Apesar de mencionarem as próprias dúvidas em relação às conversas interceptadas, os investigadores ressaltam que, além da atuação na Fundação da Previdência Complementar (Fundiágua), “outro vínculo que conecta Augusto Diniz à Caesb é uma ação judicial em tramitação na 6ª Vara de Fazenda Pública”. A polícia, contudo, não dá detalhes sobre o objeto do processo em andamento na Justiça.
O que diz Luduvice
Procurado pelo Metrópoles para comentar o diálogo interceptado pela polícia, Luduvice explicou que a relação dele com Augusto Diniz e Ricardo Leal vem desde a infância.
Conheço Augusto Diniz e Ricardo Leal, assim como suas famílias, desde os tempos de colégio. E, no telefonema em questão, apenas expressei preocupação com uma notícia veiculada em um órgão de comunicação, sem qualquer juízo de valor
Henrique Luduvice
Segundo Luduvice, Ricardo Leal era apelidado de Criança por ser o mais novo de um grupo de amigos. O ex-diretor do DER-DF reitera que, ao longo da carreira, jamais participou de ato sem estrita ligação com as exigências legais e nunca cometeu irregularidades.
Luduvice diz ainda que “jamais intercedi junto à Caesb em qualquer pleito, sobre tema algum. O respeito pessoal e profissional é uma das características das relações familiares”, afirmou.
“Em nenhum momento durante a minha participação no atual Governo do Distrito Federal, ou mesmo durante a minha extensa carreira profissional, participei de ação que não estivesse em plena consonância com a legislação vigente”, conclui Luduvice.

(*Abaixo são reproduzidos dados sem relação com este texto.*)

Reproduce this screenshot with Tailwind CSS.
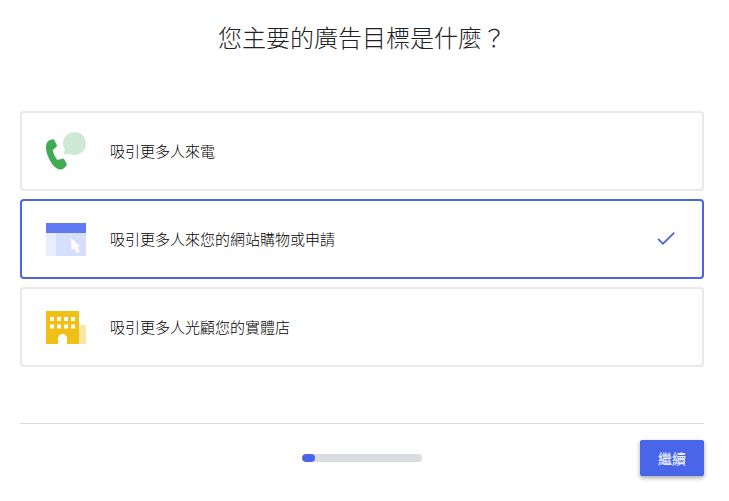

Indisposição com o governador
Embora tenha integrado os quadros do GDF e seja primo de Rollemberg, hoje, Henrique Luduvice briga contra o governo. Ele permaneceu à frente do DER-DF até 7 de fevereiro de 2018, um dia após a queda do viaduto sobre a Galeria dos Estados, no Eixão Sul. Ele não resistiu ao desgaste provocado pelo episódio e foi exonerado.
Desde então, não fez mais parte do governo e luta no Tribunal de Contas do DF (TCDF) e no Ministério Público do DF e Territórios (MPDFT) contra a tentativa do GDF em atribuir ao DER-DF a responsabilidade pelo desabamento da estrutura viária no Eixão Sul.
O que diz o GDF
Na última terça-feira (7) – data na qual foi deflagrada a Operação (12:26) –, mesmo sem ainda ter conhecimento da íntegra das investigações, o GDF emitiu nota para esclarecer pontos específicos divulgados até então pela Polícia Civil e pelo Ministério Público.
No documento, o governo nega as acusações feitas pelos investigadores de ter havido prática de advocacia administrativa e tráfico de influência.
A reportagem não conseguiu contato com Augusto Diniz.